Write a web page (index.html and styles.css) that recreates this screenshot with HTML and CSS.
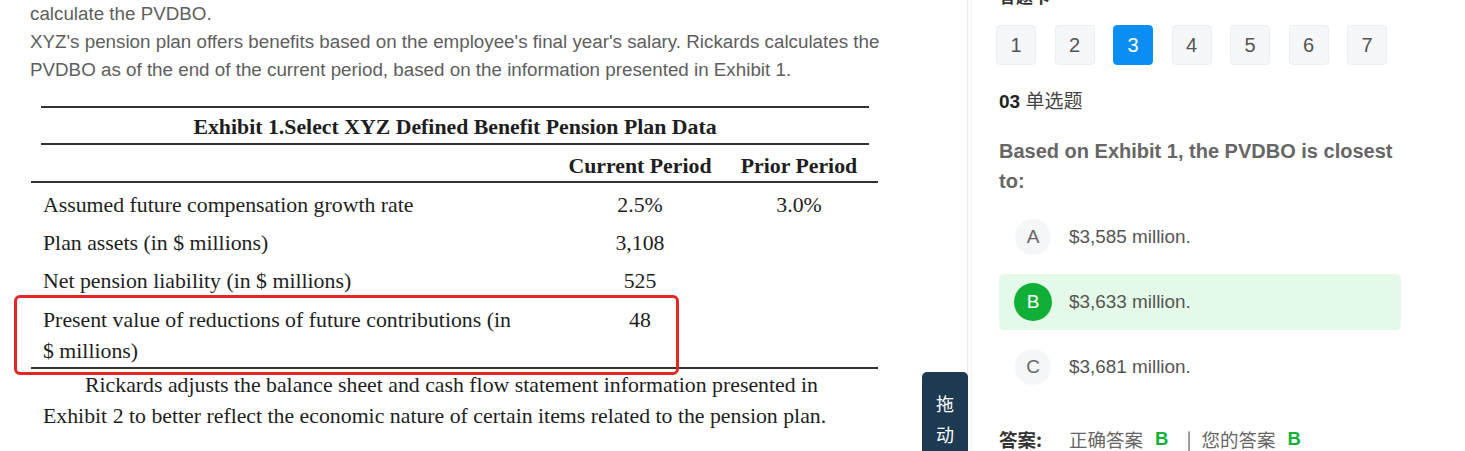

---

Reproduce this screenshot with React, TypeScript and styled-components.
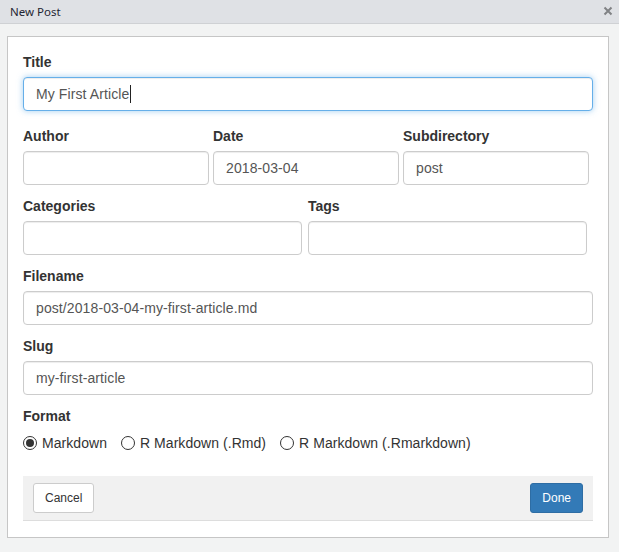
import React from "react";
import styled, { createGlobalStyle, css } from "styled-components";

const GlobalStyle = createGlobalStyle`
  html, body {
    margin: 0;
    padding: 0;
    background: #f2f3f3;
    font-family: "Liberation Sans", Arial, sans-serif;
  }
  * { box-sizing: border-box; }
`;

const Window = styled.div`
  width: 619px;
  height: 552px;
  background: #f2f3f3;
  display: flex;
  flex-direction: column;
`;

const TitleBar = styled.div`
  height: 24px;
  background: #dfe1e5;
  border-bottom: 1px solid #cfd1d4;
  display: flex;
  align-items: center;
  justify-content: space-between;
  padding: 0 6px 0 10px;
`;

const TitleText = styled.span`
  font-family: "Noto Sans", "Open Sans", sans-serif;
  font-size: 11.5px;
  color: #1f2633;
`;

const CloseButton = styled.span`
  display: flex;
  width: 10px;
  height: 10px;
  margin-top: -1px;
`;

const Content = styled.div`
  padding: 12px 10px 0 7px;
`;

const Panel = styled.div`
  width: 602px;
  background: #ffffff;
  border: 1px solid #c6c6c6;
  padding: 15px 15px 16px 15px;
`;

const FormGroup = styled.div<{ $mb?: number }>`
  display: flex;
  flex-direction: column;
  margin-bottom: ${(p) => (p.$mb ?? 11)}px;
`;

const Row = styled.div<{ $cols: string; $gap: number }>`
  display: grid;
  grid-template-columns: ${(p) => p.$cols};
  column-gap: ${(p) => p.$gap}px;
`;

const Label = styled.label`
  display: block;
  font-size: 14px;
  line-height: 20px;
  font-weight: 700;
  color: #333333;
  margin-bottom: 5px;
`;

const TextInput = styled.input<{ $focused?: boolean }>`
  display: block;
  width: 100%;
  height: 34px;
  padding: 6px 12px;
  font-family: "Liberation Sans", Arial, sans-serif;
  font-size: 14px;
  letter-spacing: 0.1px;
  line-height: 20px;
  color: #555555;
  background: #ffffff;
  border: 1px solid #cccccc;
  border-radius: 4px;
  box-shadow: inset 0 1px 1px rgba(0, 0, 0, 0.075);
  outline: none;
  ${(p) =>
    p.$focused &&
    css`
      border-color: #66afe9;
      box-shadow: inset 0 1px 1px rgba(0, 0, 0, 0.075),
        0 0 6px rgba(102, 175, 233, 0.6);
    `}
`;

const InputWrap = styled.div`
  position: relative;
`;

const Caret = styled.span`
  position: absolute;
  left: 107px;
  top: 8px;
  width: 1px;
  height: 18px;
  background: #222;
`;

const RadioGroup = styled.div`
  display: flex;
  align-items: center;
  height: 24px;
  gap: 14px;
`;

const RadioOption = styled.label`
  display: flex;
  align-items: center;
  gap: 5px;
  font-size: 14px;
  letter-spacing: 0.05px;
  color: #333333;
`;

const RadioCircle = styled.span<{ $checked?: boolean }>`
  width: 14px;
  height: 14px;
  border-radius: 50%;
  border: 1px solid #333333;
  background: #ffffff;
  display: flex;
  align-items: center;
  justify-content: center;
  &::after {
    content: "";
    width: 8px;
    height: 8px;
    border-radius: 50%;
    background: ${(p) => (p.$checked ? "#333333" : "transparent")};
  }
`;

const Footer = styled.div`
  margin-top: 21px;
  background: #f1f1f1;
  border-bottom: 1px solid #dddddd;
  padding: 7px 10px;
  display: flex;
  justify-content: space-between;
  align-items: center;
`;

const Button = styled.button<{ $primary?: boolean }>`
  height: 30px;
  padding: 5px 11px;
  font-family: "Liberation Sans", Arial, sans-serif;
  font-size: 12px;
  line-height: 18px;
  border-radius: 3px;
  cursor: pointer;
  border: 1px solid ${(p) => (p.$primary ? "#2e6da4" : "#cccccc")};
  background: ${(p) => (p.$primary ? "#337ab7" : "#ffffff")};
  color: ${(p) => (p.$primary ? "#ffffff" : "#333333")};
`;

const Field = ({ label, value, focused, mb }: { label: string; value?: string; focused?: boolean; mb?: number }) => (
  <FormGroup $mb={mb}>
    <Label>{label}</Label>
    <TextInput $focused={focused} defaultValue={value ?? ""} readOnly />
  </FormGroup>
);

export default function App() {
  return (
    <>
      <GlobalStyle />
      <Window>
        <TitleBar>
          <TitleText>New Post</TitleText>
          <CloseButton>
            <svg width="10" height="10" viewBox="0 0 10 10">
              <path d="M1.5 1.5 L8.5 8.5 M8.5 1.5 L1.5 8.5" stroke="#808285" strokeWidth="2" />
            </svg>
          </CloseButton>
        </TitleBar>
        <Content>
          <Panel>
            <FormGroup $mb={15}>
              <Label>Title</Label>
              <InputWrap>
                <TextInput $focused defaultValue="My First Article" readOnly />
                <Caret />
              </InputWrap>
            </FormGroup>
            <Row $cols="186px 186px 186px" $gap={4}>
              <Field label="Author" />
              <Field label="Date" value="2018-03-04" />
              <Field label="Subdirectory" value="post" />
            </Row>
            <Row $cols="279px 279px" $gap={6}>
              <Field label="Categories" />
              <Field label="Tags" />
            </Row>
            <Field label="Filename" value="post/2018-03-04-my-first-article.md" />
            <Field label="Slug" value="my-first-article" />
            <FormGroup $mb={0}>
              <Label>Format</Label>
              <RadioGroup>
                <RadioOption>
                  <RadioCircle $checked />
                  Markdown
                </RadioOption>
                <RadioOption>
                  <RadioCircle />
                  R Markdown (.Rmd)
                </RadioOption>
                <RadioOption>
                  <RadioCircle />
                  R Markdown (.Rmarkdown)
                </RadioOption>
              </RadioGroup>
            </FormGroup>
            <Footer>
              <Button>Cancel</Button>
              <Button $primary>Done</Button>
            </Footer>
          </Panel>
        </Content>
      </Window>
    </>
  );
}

— Instructions to follow —
Lines containing the string "this" are to be selected and copied.

— Task solution —
Write a web page (index.html and styles.css) that recreates this screenshot with HTML and CSS.
Reproduce this screenshot with React, TypeScript and styled-components.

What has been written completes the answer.